Recorde-se que ainda em 2017, segundo o último relatório do Pew Research Center sobre religião na Europa, 77 por cento dos portugueses maiores de 18 anos declaravam ser católicos, 37% rezar todos os dias, 36% ir a um serviço religioso pelo menos uma vez por mês, 34% ser contra o aborto legal e 28% ser contra o casamento entre pessoas do mesmo sexo.

São pois muitos os pais católicos portugueses que favoreceriam uma densificação do nosso regime legal da liberdade religiosa e de consciência no sentido de isentar os seus filhos da aprendizagem de comportamentos que, embora legais, são incompatíveis com a doutrina moral da Igreja Católica - vide o excelente documento que a nossa Conferência Episcopal emitiu quando foi aprovado em 2013 o primeiro regime jurídico da chamada autodeterminação do género.

A lei deveria assim passar a definir com clareza as situações escolares em que o direito à liberdade religiosa e de consciência poderia prevalecer sobre outros direitos e estabelecer em bases mais fortes quer a liberdade de recrutamento pelos diretores das escolas católicas de professores que adiram aos valores nelas ensinados quer a liberdade de objeção de consciência dos professores católicos no exercício de funções docentes em escolas públicas.

As vantagens da adopção dum regime justo de liberdade de escolha entre escolas, isto é, que não dependa do rendimento dos encarregados de educação, associado a um regime claro de liberdade religiosa e de consciência em meio educativo, não se esgotam evidentemente no fomento de um maior respeito pelas convicções de cada pessoa e, em consequência, na promoção de hábitos mais robustos de tolerância.

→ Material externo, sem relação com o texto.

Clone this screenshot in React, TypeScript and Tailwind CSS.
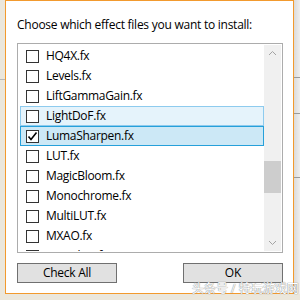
import React from "react";

const files = [
  "HQ4X.fx",
  "Levels.fx",
  "LiftGammaGain.fx",
  "LightDoF.fx",
  "LumaSharpen.fx",
  "LUT.fx",
  "MagicBloom.fx",
  "Monochrome.fx",
  "MultiLUT.fx",
  "MXAO.fx",
  "Nostalgia.fx",
];

function Row({ name, index }: { name: string; index: number }) {
  const hover = index === 3;
  const selected = index === 4;
  let cls = "border-transparent";
  if (hover) cls = "border-[#8ecbee] bg-[#e5f3fb]";
  if (selected) cls = "border-[#26a0da] bg-[#cce8f6]";
  return (
    <div className={`flex items-center h-[20px] shrink-0 border ${cls}`}>
      <div className="ml-[5px] w-[13px] h-[13px] border border-[#333] bg-white flex items-center justify-center">
        {selected && (
          <svg width="11" height="11" viewBox="0 0 11 11">
            <path d="M1.5 5.5 L4 8.5 L9.5 1.5" fill="none" stroke="#000" strokeWidth="1.6" />
          </svg>
        )}
      </div>
      <span className="ml-[7px] text-[12px] leading-none tracking-[-0.3px] text-black">{name}</span>
    </div>
  );
}

export default function App() {
  return (
    <div
      className="relative w-[300px] h-[300px] overflow-hidden bg-[#ebe7dc]"
      style={{ fontFamily: '"Open Sans", "Noto Sans CJK SC", sans-serif' }}
    >
      {/* bits of the window behind */}
      <div className="absolute left-0 top-[79px] w-[5px] h-px bg-[#b8b8b8]" />
      <div className="absolute right-0 top-0 w-[7px] h-[294px] bg-gradient-to-r from-[#d8d8d8] to-[#efefef]" />
      <div className="absolute right-0 top-[77px] w-[7px] h-px bg-[#9a9a9a]" />
      <div className="absolute right-0 top-[113px] w-[7px] h-px bg-[#9a9a9a]" />
      <div className="absolute right-0 top-[177px] w-[7px] h-px bg-[#9a9a9a]" />

      <div className="relative ml-[5px] w-[289px] h-[294px] bg-white border border-[#f29a2e] pl-[11px] pr-[10px] pt-[16px] flex flex-col">
        <div className="text-[12px] leading-[16px] tracking-[-0.25px] text-black">
          Choose which effect files you want to install:
        </div>

        <div className="mt-[10px] h-[210px] border border-[#acacac] flex p-px">
          <div className="flex-1 flex flex-col overflow-hidden pl-px pt-px">
            {files.map((f, i) => (
              <Row key={f} name={f} index={i} />
            ))}
          </div>
          <div className="w-[17px] bg-[#f0f0f0] flex flex-col items-center">
            <svg width="17" height="17" viewBox="0 0 17 17" className="shrink-0">
              <path d="M5 10 L8.5 6.5 L12 10" fill="none" stroke="#a3a3a3" strokeWidth="1" />
            </svg>
            <div className="mt-[99px] w-[17px] h-[32px] bg-[#cdcdcd]" />
            <div className="flex-1" />
            <svg width="17" height="17" viewBox="0 0 17 17" className="shrink-0">
              <path d="M5 7 L8.5 10.5 L12 7" fill="none" stroke="#a3a3a3" strokeWidth="1" />
            </svg>
          </div>
        </div>

        <div className="mt-[10px] flex justify-between">
          <button className="w-[100px] h-[20px] bg-[#e1e1e1] border border-[#707070] text-[12px] leading-none tracking-[-0.25px] text-black">
            Check All
          </button>
          <button className="w-[100px] h-[20px] bg-[#e1e1e1] border border-[#707070] text-[12px] leading-none text-black">
            OK
          </button>
        </div>
      </div>

      <div
        className="absolute left-[192px] top-[283px] text-[12px] leading-none text-white whitespace-nowrap"
        style={{ textShadow: "0 0 1px #8a8a8a, 0 0 1px #8a8a8a" }}
      >
        头条号 / 特玩游戏网
      </div>
    </div>
  );
}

Mas o que parece igualmente evidente é que uma tal transferência de responsabilidades da administração central, quer para os dirigentes dos serviços periféricos (o adjetivo diz tudo…) quer para as famílias que a eles recorrem, é mais consentânea com o nosso estádio de desenvolvimento e sobretudo com o que deveria ser o objetivo supremo da ação do estado: proteger e ajudar os cidadãos a exercer com segurança e equidade a sua livre e recta consciência em todos os domínios da vida espiritual e material.